We signed the contract in July 1985 and it was agreed that the first Virgin comic, issue 13, would be published in August. To meet the deadlines I knew I’d have to be a full-time magazine editor from now on, so I had the pleasant task of going round all my graphic design customers and telling them to stick their last-minute, penny-pinching jobs up their arses. During negotiations with Virgin I’d published one last comic myself, to plug the gap between issue 12 in November 1984 and 13 in August 1985. This was issue 12a, another compilation featuring edited highlights of issues 5 and 6. In order to save time I gave the job to a commercial printer, Wards of Gateshead. Sadly the Free Press had printed their last comic.
Virgin’s attempts to find a new printer suffered an early setback. One large company in Birmingham flatly refused to handle it, describing the contents as immoral. If and when they did find a printer Virgin were planning to distribute the comic through the Virgin Records chain, and to the news trade via an independent distributor called Charles Harness. Getting a magazine published by Virgin into Virgin Records shops wasn’t going to be too difficult, but getting a new title onto the news stands would be more of a challenge.
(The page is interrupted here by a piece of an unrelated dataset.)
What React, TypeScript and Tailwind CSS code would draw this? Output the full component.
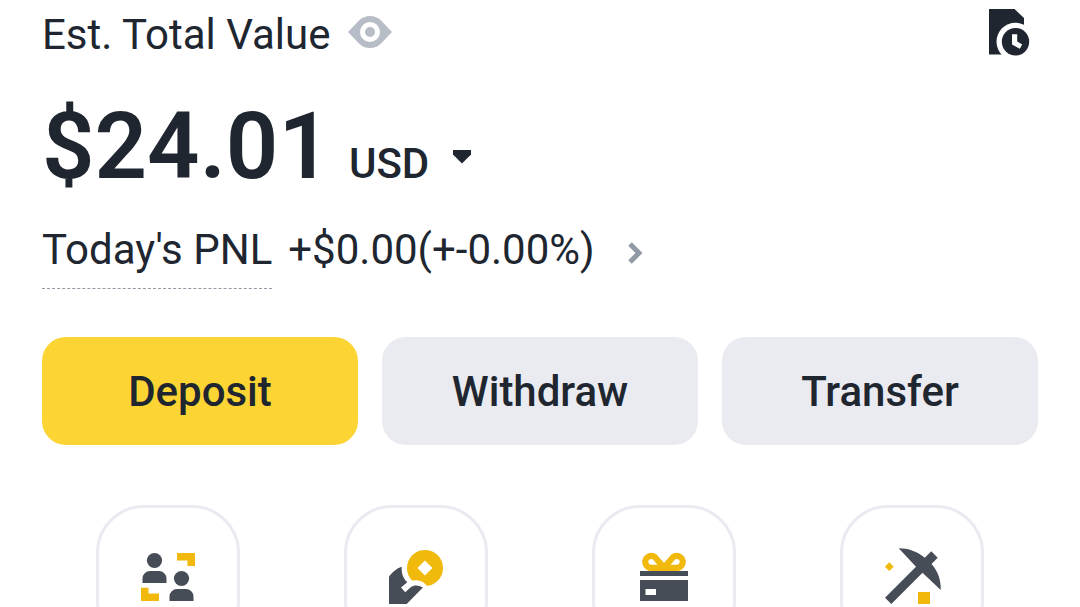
import type { ReactNode } from 'react';

const EyeIcon = () => (
    <svg width="44" height="32" viewBox="0 0 44 32" aria-hidden="true">
        <path d="M0 16 11 4.500C14 1.500 18 0 22 0s8 1.500 11 4.500L44 16 33 27.500C30 30.500 26 32 22 32s-8-1.500-11-4.500z" fill="#B7BDC6" />
        <circle cx="22" cy="16" r="7.500" fill="none" stroke="#fff" strokeWidth="5" />
    </svg>
);

const HistoryIcon = () => (
    <svg width="54" height="54" viewBox="0 0 54 54" aria-hidden="true">
        <path d="M5 4h25.500L40 13v36.500H5z" fill="#202630" />
        <circle cx="31.500" cy="36.700" r="19" fill="#fff" />
        <circle cx="31.500" cy="36.700" r="13.700" fill="#202630" />
        <path d="M28 29.300h5.200v7.200l5 3-2.400 4.300L28 39.500z" fill="#fff" />
    </svg>
);

const P2PIcon = () => (
    <svg width="72" height="72" viewBox="0 0 72 72" aria-hidden="true">
        <g fill="#474D57">
            <circle cx="22.500" cy="19.500" r="7.600" />
            <path d="M10.500 42v-4.500a7.500 7.500 0 0 1 7.500-7.500h9a7.500 7.500 0 0 1 7.500 7.500V42z" />
            <circle cx="49.500" cy="37.500" r="7.600" />
            <path d="M37.500 60v-4.500a7.500 7.500 0 0 1 7.500-7.500h9a7.500 7.500 0 0 1 7.500 7.500V60z" />
        </g>
        <path d="M45 12h18v13h-7.500v-5.500H45zM9 46.800h7.500v5.700H27V60H9z" fill="#F0B90B" />
    </svg>
);

const EarnIcon = () => (
    <svg width="72" height="72" viewBox="0 0 72 72" aria-hidden="true">
        <circle cx="45" cy="27" r="18" fill="#F0B90B" />
        <path d="m45 19.500 7.500 7.500-7.500 7.500-7.500-7.500z" fill="#fff" />
        <path d="M47.500 45.500C43.500 40 38 38 31.500 39.800L28 47h18z" fill="#fff" />
        <path d="M9 35.700c3.200-4.500 7.600-8.500 12.700-10 -.4 6.300 1.300 11.600 5.600 15.600L21 46.500l4.200 4.700 5.500-5c3.600-2.700 8-2.200 12.200.3L26.700 63H9z" fill="#474D57" />
    </svg>
);

const GiftCardIcon = () => (
    <svg width="72" height="72" viewBox="0 0 72 72" aria-hidden="true">
        <path
            d="M36 26.500 28.500 18A6 6 0 1 0 24 26.800h24A6 6 0 1 0 43.500 18z"
            fill="none"
            stroke="#F0B90B"
            strokeWidth="6.200"
        />
        <path d="M12 30h48v5H12zM12 39h48v21H12z" fill="#474D57" />
        <path d="M17.500 48H28v6H17.500z" fill="#fff" />
    </svg>
);

const MiningIcon = () => (
    <svg width="72" height="72" viewBox="0 0 72 72" aria-hidden="true">
        <path
            d="M22.700 7.300c9.800 0 18.500 3.200 26 9.400l6.600-6.400 6.400 6.400-6.200 6.300c6.500 7.200 9.600 16 9.200 26L46.500 31.700 15.300 63 9 56.700l31-31z"
            fill="#474D57"
        />
        <path d="m13.300 21.300 4.400 4.400-4.400 4.400-4.400-4.400zM42 51h12v12H42z" fill="#F0B90B" />
    </svg>
);

interface Shortcut {
    name: string;
    icon: ReactNode;
}

const shortcuts: Shortcut[] = [
    { name: 'P2P', icon: <P2PIcon /> },
    { name: 'Earn', icon: <EarnIcon /> },
    { name: 'Gift Card', icon: <GiftCardIcon /> },
    { name: 'Mining', icon: <MiningIcon /> },
];

const App = () => {
    return (
        <main className="h-screen overflow-hidden bg-white font-['Roboto',sans-serif] text-[#202630]">
            {/* Balance */}
            <section className="px-[42px] pt-[5px]">
                <div className="flex items-start justify-between">
                    <div className="flex items-center gap-[18px]">
                        <h1 className="text-[42px] leading-[60px]">Est. Total Value</h1>
                        <button type="button" aria-label="Hide balance" className="pb-1.5">
                            <EyeIcon />
                        </button>
                    </div>
                    <button type="button" aria-label="History">
                        <HistoryIcon />
                    </button>
                </div>

                <div className="mt-[22px] flex items-baseline gap-[18px]">
                    <span className="text-[92px] leading-[120px] font-semibold">$24.01</span>
                    <button type="button" className="flex items-center gap-6 text-[42px] leading-[60px] font-medium">
                        USD
                        <svg className="mb-3.5" width="18" height="14" viewBox="0 0 18 14" aria-hidden="true">
                            <path d="M0 0h18v4.500L9 13.500 0 4.500z" fill="#202630" />
                        </svg>
                    </button>
                </div>

                {/* Today's PNL */}
                <div className="mt-[13px] flex items-start gap-4 text-[42px] leading-[60px]">
                    <span className="border-b border-dashed border-[#929AA5] pb-2">Today's PNL</span>
                    <button type="button" className="flex items-center gap-8">
                        +$0.00(+-0.00%)
                        <svg className="mt-1.5" width="18" height="24" viewBox="0 0 18 24" aria-hidden="true">
                            <path d="m3 3 9 9-9 9" fill="none" stroke="#929AA5" strokeWidth="5" />
                        </svg>
                    </button>
                </div>
            </section>

            {/* Actions */}
            <div className="mt-12 grid grid-cols-3 gap-6 px-[42px] text-[42px] font-medium">
                <button type="button" className="h-[108px] rounded-3xl bg-[#FCD535]">Deposit</button>
                <button type="button" className="h-[108px] rounded-3xl bg-[#EAEBF0]">Withdraw</button>
                <button type="button" className="h-[108px] rounded-3xl bg-[#EAEBF0]">Transfer</button>
            </div>

            {/* Shortcuts */}
            <nav className="mt-[60px] grid grid-cols-4 justify-items-center px-11">
                {shortcuts.map((shortcut) => (
                    <button
                        key={shortcut.name}
                        type="button"
                        aria-label={shortcut.name}
                        className="flex size-36 items-center justify-center rounded-[48px] border-3 border-[#EAEBF0]"
                    >
                        {shortcut.icon}
                    </button>
                ))}
            </nav>
        </main>
    );
};

export default App;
Charlie Harness was just the man for the job, having played a pivotal role in the success of Private Eye. Harness had been working as a newspaper delivery van driver in the early 1960s when he’d volunteered to deliver bundles of the early Private Eye to shops around London. Now Charlie was about to repeat the trick with Viz. Not wishing to alienate the smaller shops and pubs that I’d been supplying over the years I asked John if I could continue distributing Viz in Newcastle, and he agreed.